Guan corresponds in the body to the eyes. Guan — all day you're watching. Your eyes are at work, on your phone, on TV, on books. Your eyes are the most exhausted of all your organs. They decline faster than any other part of you. Guan health's most basic move: protect your eyes. Two simple habits. First: every forty minutes of near-focus, look at something far — at least ten meters away, for at least twenty seconds. Your eyes' focusing muscles need to shift gears. If you stay in near-gear constantly, they lose the ability to adjust to distance. Second: the bad habit of looking at your phone with the lights off after dark — Guan says this must stop. Screen light in a dark environment is torture for your eyes. There's also a health problem unique to Guan personalities: eye overuse leading to brain overload. You've taken in too much information and can't process it all. You lie down to sleep, eyes closed, but your brain races at full speed. Guan's sleep training: turn off all screens thirty minutes before bed. The last information you receive isn't trending topics or red notification dots. It's a page from a paper book. It's the night sky outside your window. Your brain needs to switch from observation mode to rest mode.
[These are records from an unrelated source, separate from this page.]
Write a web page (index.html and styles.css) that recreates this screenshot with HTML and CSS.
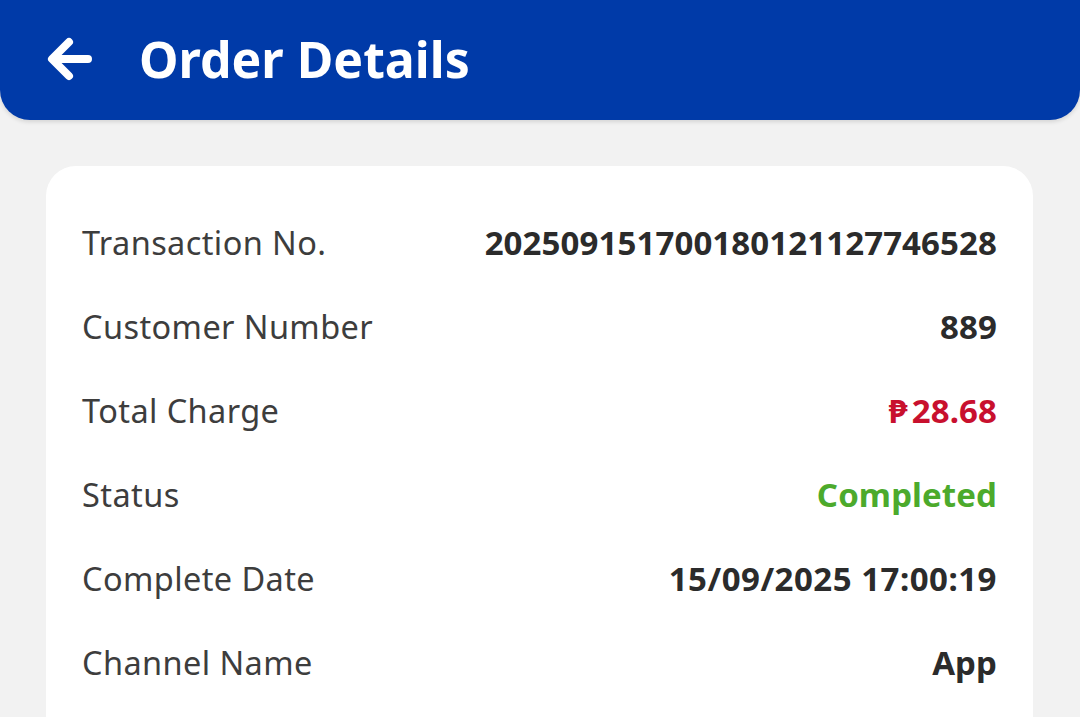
FILE: index.html
```html
<!DOCTYPE html>
<html>
<head>
<meta charset="utf-8">
<link rel="stylesheet" href="styles.css">
</head>
<body>
<header class="topbar">
  <svg class="back" viewBox="0 0 46 44" width="46" height="44">
    <path d="M22 5 L5 22 L22 39 M6 22 H41" fill="none" stroke="#fff" stroke-width="8" stroke-linecap="round" stroke-linejoin="round"/>
  </svg>
  <h1 class="title">Order Details</h1>
</header>
<main class="card">
  <div class="row"><span class="label">Transaction No.</span><span class="value">202509151700180121127746528</span></div>
  <div class="row"><span class="label">Customer Number</span><span class="value">889</span></div>
  <div class="row"><span class="label">Total Charge</span><span class="value red"><span class="peso">₱</span>28.68</span></div>
  <div class="row"><span class="label">Status</span><span class="value green">Completed</span></div>
  <div class="row"><span class="label">Complete Date</span><span class="value date">15/09/2025 17:00:19</span></div>
  <div class="row"><span class="label">Channel Name</span><span class="value">App</span></div>
</main>
</body>
</html>
```
FILE: styles.css
```css
html, body {
  margin: 0;
  padding: 0;
}
body {
  background: #f2f2f2;
  font-family: "Noto Sans", "DejaVu Sans", sans-serif;
  width: 1080px;
  height: 717px;
  overflow: hidden;
}
.topbar {
  height: 120px;
  background: #003aa8;
  border-radius: 0 0 30px 30px;
  display: flex;
  align-items: center;
  box-sizing: border-box;
  padding-left: 47px;
  box-shadow: 0 2px 4px rgba(0,0,0,0.12);
}
.back {
  display: block;
  margin-top: -2px;
}
.title {
  margin: -2px 0 0 46px;
  color: #fff;
  font-size: 50px;
  font-weight: 700;
  line-height: 1;
}
.card {
  margin: 46px 47px 0 46px;
  background: #fff;
  border-radius: 30px;
  padding: 34px 36px 0 36px;
  height: 640px;
  box-sizing: border-box;
}
.row {
  height: 84px;
  display: flex;
  align-items: center;
  justify-content: space-between;
}
.label {
  color: #3d3d3d;
  font-size: 32.5px;
  letter-spacing: 0.4px;
}
.value {
  color: #2b2b2b;
  font-size: 33px;
  font-weight: 700;
  letter-spacing: 0.1px;
}
.date {
  letter-spacing: 0.5px;
}
.peso {
  margin-right: 4px;
}
.red { color: #c8102e; }
.green { color: #4caa2c; }
```
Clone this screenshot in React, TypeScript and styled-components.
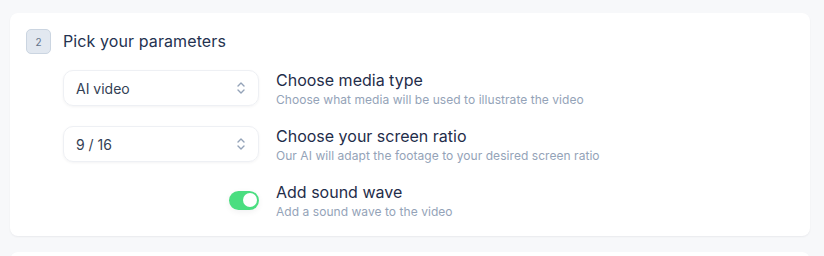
import styled, { createGlobalStyle } from 'styled-components'

const GlobalStyle = createGlobalStyle`
  html, body {
    margin: 0;
    padding: 0;
    background: #f7f8fa;
    font-family: Inter, "Noto Sans", sans-serif;
  }
`

const Page = styled.div`
  padding: 13px 14px 0 10px;
  display: flex;
  flex-direction: column;
  gap: 16px;
`

const Card = styled.section<{ $empty?: boolean }>`
  background: #ffffff;
  border-radius: 8px;
  box-shadow: 0 1px 2px rgba(15, 23, 42, 0.06);
  padding: 16px;
  min-height: ${(p) => (p.$empty ? '40px' : 'auto')};
`

const Header = styled.div`
  display: flex;
  align-items: center;
  gap: 12px;
`

const StepBadge = styled.div`
  width: 23px;
  height: 23px;
  border-radius: 5px;
  background: #e2e8f0;
  border: 1px solid #cbd5e1;
  color: #64748b;
  font-size: 10px;
  display: flex;
  align-items: center;
  justify-content: center;
`

const Title = styled.h2`
  margin: -2px 0 0 0;
  font-size: 16px;
  letter-spacing: 0.1px;
  font-weight: 400;
  color: #243250;
`

const Rows = styled.div`
  margin: 14px 0 0 37px;
  display: flex;
  flex-direction: column;
  gap: 16px;
`

const Row = styled.div`
  display: flex;
  align-items: center;
  gap: 17px;
`

const Control = styled.div`
  width: 196px;
  height: 36px;
  display: flex;
  align-items: center;
  justify-content: flex-end;
`

const Select = styled.div`
  box-sizing: border-box;
  width: 100%;
  height: 36px;
  border: 1px solid #eef0f4;
  border-radius: 10px;
  box-shadow: 0 1px 3px rgba(15, 23, 42, 0.05);
  display: flex;
  align-items: center;
  justify-content: space-between;
  padding: 0 12px 0 12px;
  font-size: 14px;
  color: #334155;
`

const Toggle = styled.div<{ $on: boolean }>`
  width: 30px;
  height: 19px;
  border-radius: 10px;
  background: ${(p) => (p.$on ? '#4ade80' : '#e2e8f0')};
  position: relative;
  box-shadow: 0 2px 6px rgba(15, 23, 42, 0.06);

  &::after {
    content: '';
    position: absolute;
    top: 2.5px;
    left: ${(p) => (p.$on ? '13.5px' : '2.5px')};
    width: 14px;
    height: 14px;
    border-radius: 50%;
    background: #ffffff;
  }
`

const Text = styled.div`
  display: flex;
  flex-direction: column;
`

const Label = styled.div`
  font-size: 16px;
  font-weight: 400;
  line-height: 24px;
  color: #1f2d4a;
`

const Hint = styled.div`
  font-size: 12px;
  line-height: 16px;
  letter-spacing: 0.05px;
  color: #94a3b8;
`

function Chevrons() {
  return (
    <svg width="10" height="16" viewBox="0 0 10 16" fill="none" stroke="#94a3b8" strokeWidth="1.4" strokeLinecap="round" strokeLinejoin="round">
      <polyline points="2,6 5,3 8,6" />
      <polyline points="2,10 5,13 8,10" />
    </svg>
  )
}

const rows = [
  { kind: 'select', value: 'AI video', label: 'Choose media type', hint: 'Choose what media will be used to illustrate the video' },
  { kind: 'select', value: '9 / 16', label: 'Choose your screen ratio', hint: 'Our AI will adapt the footage to your desired screen ratio' },
  { kind: 'toggle', value: '', label: 'Add sound wave', hint: 'Add a sound wave to the video' },
]

export default function App() {
  return (
    <>
      <GlobalStyle />
      <Page>
        <Card>
          <Header>
            <StepBadge>2</StepBadge>
            <Title>Pick your parameters</Title>
          </Header>
          <Rows>
            {rows.map((r) => (
              <Row key={r.label}>
                <Control>
                  {r.kind === 'select' ? (
                    <Select>
                      <span>{r.value}</span>
                      <Chevrons />
                    </Select>
                  ) : (
                    <Toggle $on />
                  )}
                </Control>
                <Text>
                  <Label>{r.label}</Label>
                  <Hint>{r.hint}</Hint>
                </Text>
              </Row>
            ))}
          </Rows>
        </Card>
        <Card $empty />
      </Page>
    </>
  )
}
Guan's Classic Lines and Their Real-World Meaning

Guan: Observation and Insight — Action Guide

  • Guan's Three-Step Observation — Scan, Focus, Decide: Observation is a craft. It's not just looking around casually. Three steps. Step one: scan. You're facing something new — a new company, new project, new relationship. Spend two days scanning all available information. Don't look at details. Look at outlines. After scanning, your result: you know the major players and the core variables. Step two: focus. From everything scanned, pick three of the most important variables. Focus only on these three. For example, observing a company: focus on their user review trends, employee turnover rate, and cash flow status. Throw away everything else. Too much information equals zero information. Focus duration: two weeks to one month. Step three: decide. Organize what you've focused on onto a single sheet — line by line. Under each line, write your judgment: what does this trend mean for you. Once everything is written, read it back. Delete every judgment based on speculation rather than fact. What remains is your basis for action. Complete Guan's three steps, and your decision speed is slower than the impulsive person's. But your decision quality is ten times higher.
  • Guan's Information Hygiene — Cut 90% of Useless Input: Every day you're watching. But most of what you're watching is garbage. Arguments on social media. Showing off in your feed. Fragmented knowledge from short videos. This information isn't just useless. It's polluting your judgment. Guan has one key move: do an information fast. Pick one week. Delete all social media apps. Your messaging app is only for necessary work replies. No scrolling feeds. Your information sources narrow to just three: two professional journals or podcasts you subscribe to, the physical book you're currently reading, and face-to-face conversations with living people each day. After one week, you'll notice two changes. Change one: your anxiety dropped by half. You didn't know where your anxiety came from. It came from what you scrolled through daily — others living better than you, another wave you missed, another thing that should make you angry. These are externally imported anxieties. You don't see them. They don't exist for you. Change two: your judgment returns. Before, your brain was bombarded with a hundred opinions a day — a racetrack for everyone else's thoughts. Now you have only three sources. You can quietly think one thing through to completion. Guan isn't about more information. It's about purer information. After finishing the one-week fast, you might find you don't want to reinstall those noisy apps.
  • Guan's Decision Timeline — When to End Observation: Guan's hardest moment: when does washed hands become time for the offering. You're afraid of moving and losing. Also afraid of not moving and being too late. Three signals tell you observation is enough. Signal one: you're hearing repeated information. You've been researching an industry for a month. This past week, every new article says things you already know. No new information means your observation has covered the publicly available information pool. Time to move. Signal two: you've started internally making excuses to keep watching. You clearly have enough basis for a decision, but you don't dare commit. Your fear is masquerading as caution. At this point, you must use an external mechanism: set an unchangeable decision day. By Friday at 3 PM next week, I must decide. When the time comes, whether your mind is settled or not — act. Signal three: the opportunity window is closing. You can't wait forever for the perfect moment. The perfect moment you finally land on is often already past perfect. Guan's correct exit mechanism: observe to 80 and move. The remaining 20 you learn through action. Adjust as you go.

Guan in Action: Common Questions

Q:Everyone is chasing the wave. I'm afraid that by the time I've observed enough, the opportunity is gone. Won't Guan make me miss out?

A:

First separate real waves from bubbles. A bubble's defining trait is speed — up in three months, peak in three months, gone in three months. You won't be in a bubble. You wouldn't want to be. Real waves have five-to-ten-year cycles. Observe for three months, then enter. You still have over nine years to profit. Guan doesn't make you miss waves. It filters bubbles out. Also, do the math: you impulsively chase ten waves, win twice, lose eight times. You observe for three months, then enter ten waves, win six times. You lost some time. You massively gained success rate. Your choice.

Q:I just met someone and the feeling is incredible. But every previous relationship started with incredible feelings and quickly collapsed. How does Guan help me not repeat the pattern?

A:

Your previous pattern was feeling incredible equals go all in. What Guan wants you to do: separate feeling from judgment. Your current task: enjoy the feeling. Hold the judgment. Spend three months enjoying the happiness of dating this person. Do all the things that bring you joy together. But don't take the next step within three months — no marriage talk, no moving in, no handing over the keys to your life. After three months, answer the three observation window questions from the dimension section above. Answers unsatisfying — you simply enjoyed three months of happiness. You didn't lose. Answers satisfying — your next step rests on a foundation of knowing, not a cloud of feeling.